Of the lines in the listing below, how many hold "Give"? Answer with the number only.

====== Material for the task

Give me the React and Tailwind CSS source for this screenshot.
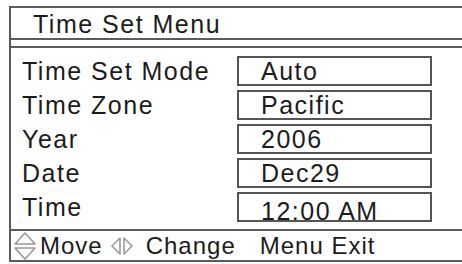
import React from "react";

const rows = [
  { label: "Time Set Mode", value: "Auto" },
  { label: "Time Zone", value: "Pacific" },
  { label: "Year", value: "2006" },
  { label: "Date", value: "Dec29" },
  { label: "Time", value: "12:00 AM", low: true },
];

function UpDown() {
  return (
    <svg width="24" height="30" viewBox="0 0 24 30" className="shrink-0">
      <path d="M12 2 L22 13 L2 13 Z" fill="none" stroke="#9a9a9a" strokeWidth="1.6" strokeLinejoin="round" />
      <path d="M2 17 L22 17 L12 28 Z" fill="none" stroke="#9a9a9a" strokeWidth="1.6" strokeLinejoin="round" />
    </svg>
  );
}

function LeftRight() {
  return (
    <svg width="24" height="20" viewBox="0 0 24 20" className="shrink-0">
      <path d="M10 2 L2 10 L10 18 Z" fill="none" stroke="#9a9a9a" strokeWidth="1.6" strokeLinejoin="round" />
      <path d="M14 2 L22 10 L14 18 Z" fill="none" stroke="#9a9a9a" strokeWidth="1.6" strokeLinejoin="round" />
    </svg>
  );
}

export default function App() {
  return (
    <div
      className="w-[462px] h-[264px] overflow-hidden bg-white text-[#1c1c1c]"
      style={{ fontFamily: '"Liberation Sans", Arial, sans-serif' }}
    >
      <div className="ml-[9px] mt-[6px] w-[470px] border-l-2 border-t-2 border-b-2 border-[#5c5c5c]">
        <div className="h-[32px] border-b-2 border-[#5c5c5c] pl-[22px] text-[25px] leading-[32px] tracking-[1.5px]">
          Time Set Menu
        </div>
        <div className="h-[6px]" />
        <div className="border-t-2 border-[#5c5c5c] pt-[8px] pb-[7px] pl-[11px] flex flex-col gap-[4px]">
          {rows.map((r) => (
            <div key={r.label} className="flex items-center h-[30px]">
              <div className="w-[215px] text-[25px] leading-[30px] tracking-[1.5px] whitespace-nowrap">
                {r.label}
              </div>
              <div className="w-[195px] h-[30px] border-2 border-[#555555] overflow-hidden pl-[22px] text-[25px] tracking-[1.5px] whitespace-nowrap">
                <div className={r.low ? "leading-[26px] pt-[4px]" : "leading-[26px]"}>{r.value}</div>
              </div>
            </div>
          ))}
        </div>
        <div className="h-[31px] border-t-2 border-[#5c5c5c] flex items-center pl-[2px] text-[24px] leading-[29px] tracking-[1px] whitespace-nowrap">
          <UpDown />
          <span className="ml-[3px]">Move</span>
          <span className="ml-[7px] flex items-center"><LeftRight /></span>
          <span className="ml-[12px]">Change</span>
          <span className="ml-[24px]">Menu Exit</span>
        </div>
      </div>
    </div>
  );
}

============
====== Material for the task

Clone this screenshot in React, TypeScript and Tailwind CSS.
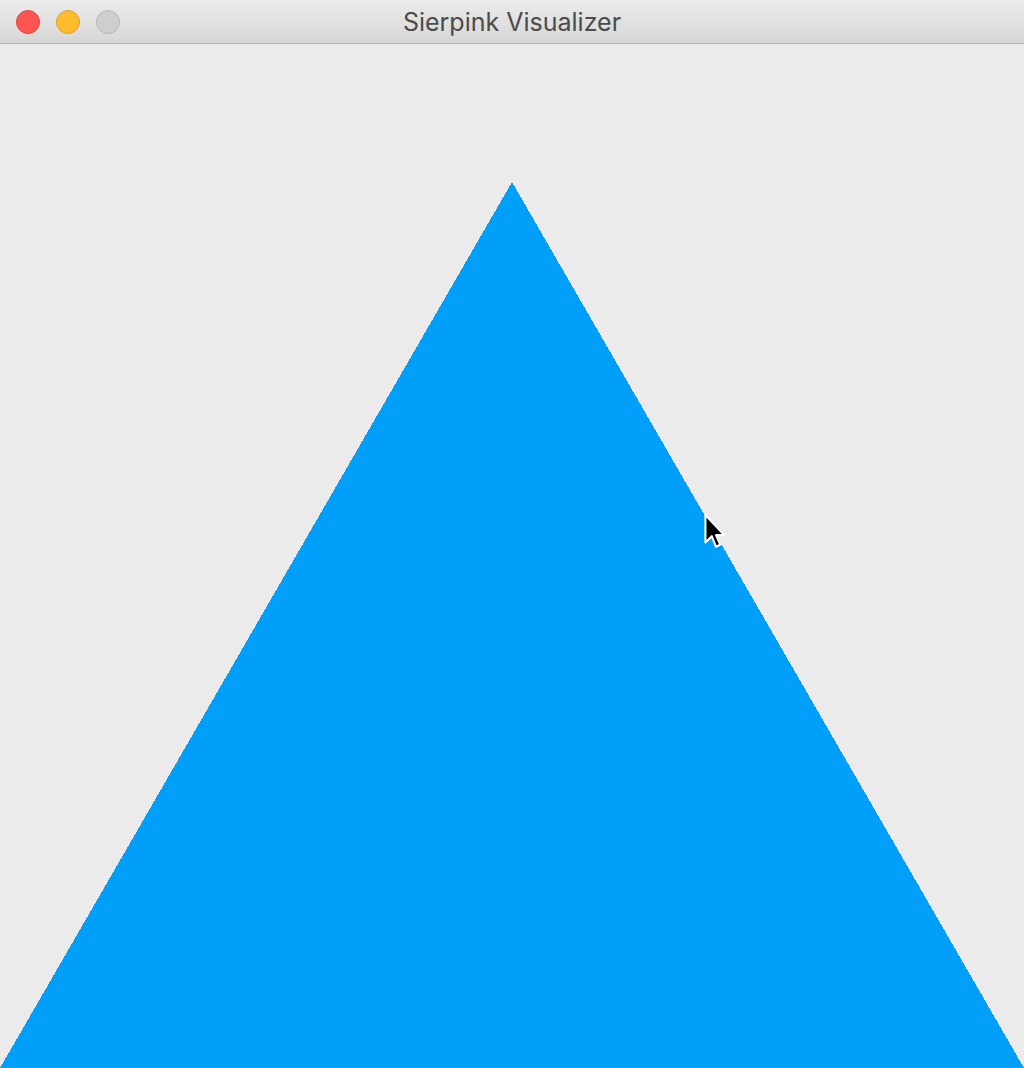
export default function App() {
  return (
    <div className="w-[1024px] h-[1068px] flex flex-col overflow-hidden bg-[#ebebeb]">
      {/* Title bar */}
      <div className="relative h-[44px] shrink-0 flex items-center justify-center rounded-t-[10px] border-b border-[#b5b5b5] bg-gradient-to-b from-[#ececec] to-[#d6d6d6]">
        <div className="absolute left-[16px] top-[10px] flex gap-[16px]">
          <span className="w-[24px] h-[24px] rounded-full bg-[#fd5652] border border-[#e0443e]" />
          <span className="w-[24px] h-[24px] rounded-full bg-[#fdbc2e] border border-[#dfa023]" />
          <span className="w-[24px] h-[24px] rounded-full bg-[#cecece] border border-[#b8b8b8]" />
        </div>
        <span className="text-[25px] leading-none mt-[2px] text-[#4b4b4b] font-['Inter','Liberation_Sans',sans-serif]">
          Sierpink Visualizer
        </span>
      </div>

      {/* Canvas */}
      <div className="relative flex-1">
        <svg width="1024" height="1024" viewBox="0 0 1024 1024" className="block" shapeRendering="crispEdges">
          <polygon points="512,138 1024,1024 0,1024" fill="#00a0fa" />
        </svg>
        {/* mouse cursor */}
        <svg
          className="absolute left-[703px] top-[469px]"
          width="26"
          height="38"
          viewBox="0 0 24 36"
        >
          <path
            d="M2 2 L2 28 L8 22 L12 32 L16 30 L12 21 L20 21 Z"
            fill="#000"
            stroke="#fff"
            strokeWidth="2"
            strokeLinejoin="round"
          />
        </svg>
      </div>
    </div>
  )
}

============
====== Material for the task

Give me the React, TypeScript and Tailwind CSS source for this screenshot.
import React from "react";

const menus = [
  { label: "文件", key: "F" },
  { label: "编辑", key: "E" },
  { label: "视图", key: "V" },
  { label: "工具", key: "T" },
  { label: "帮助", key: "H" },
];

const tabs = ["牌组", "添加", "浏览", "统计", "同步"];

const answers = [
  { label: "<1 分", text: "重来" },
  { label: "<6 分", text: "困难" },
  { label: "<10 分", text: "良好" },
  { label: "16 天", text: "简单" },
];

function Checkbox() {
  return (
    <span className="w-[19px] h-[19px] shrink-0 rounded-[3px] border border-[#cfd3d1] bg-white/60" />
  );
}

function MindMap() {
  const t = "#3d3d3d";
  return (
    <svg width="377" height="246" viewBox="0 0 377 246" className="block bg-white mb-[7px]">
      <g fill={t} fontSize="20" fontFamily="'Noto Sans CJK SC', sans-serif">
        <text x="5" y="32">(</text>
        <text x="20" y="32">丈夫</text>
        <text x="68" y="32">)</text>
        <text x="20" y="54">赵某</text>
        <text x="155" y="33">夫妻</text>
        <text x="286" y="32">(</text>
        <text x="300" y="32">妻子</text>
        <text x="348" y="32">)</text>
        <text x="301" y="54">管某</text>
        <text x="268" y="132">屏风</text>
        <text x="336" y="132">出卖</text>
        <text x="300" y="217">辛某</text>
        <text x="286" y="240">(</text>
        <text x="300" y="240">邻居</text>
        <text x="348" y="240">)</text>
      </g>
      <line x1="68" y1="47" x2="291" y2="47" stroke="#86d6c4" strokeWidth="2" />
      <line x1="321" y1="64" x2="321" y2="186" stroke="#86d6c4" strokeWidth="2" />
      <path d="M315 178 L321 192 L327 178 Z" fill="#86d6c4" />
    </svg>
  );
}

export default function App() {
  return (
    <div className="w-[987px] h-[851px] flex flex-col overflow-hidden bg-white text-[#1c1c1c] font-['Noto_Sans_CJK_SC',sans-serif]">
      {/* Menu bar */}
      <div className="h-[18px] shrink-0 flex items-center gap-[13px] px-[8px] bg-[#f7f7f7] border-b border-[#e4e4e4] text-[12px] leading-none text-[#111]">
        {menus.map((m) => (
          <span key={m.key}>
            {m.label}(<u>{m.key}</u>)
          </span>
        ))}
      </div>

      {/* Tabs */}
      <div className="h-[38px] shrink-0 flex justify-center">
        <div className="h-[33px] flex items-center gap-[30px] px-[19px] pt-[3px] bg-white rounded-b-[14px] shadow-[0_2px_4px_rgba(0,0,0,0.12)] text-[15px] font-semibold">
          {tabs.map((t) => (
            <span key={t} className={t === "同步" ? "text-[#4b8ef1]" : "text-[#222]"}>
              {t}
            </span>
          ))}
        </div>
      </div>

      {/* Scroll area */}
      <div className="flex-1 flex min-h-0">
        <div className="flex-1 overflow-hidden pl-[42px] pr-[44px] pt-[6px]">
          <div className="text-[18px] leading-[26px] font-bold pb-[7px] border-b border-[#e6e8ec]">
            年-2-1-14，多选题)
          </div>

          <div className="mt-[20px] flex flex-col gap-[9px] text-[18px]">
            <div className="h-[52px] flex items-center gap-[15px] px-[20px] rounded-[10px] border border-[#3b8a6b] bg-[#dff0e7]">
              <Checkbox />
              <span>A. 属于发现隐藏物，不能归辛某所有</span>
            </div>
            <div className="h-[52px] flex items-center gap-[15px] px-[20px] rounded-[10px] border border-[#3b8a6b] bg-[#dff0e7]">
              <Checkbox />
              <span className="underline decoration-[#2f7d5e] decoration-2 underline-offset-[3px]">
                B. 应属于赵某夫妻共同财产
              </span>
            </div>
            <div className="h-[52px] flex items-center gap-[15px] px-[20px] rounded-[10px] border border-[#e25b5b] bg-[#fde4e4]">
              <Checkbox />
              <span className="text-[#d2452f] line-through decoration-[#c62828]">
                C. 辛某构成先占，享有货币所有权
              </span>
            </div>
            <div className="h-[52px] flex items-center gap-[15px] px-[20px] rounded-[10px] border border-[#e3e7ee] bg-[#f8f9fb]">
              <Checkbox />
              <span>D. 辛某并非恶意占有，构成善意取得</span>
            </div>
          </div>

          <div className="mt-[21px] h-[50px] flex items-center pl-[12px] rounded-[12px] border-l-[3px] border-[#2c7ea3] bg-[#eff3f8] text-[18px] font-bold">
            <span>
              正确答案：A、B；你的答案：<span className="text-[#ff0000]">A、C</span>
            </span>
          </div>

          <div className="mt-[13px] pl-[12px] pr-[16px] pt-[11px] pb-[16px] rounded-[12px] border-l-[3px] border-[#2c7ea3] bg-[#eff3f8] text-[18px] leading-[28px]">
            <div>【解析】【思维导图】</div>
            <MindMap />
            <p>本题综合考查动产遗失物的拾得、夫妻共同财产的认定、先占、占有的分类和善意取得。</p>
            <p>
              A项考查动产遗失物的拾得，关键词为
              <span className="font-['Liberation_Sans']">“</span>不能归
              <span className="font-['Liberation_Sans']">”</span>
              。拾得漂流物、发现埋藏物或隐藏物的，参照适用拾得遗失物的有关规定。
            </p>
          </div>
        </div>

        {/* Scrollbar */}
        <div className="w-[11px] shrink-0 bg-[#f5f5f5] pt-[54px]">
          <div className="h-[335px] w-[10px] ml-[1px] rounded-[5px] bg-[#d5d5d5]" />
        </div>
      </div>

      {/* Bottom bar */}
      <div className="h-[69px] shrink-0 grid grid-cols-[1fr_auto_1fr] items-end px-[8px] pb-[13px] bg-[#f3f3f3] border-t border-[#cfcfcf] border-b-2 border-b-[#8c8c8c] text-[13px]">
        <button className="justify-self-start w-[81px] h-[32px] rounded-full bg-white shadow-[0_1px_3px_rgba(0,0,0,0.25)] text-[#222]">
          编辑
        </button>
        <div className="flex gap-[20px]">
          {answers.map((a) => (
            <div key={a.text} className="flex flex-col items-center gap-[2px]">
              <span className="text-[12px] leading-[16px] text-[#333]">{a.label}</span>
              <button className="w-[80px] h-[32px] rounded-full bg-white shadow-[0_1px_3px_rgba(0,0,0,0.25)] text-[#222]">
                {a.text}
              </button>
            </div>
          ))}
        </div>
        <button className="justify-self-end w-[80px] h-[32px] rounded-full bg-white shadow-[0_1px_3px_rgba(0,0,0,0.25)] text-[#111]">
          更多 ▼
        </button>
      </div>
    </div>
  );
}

============

▶ Task result:
2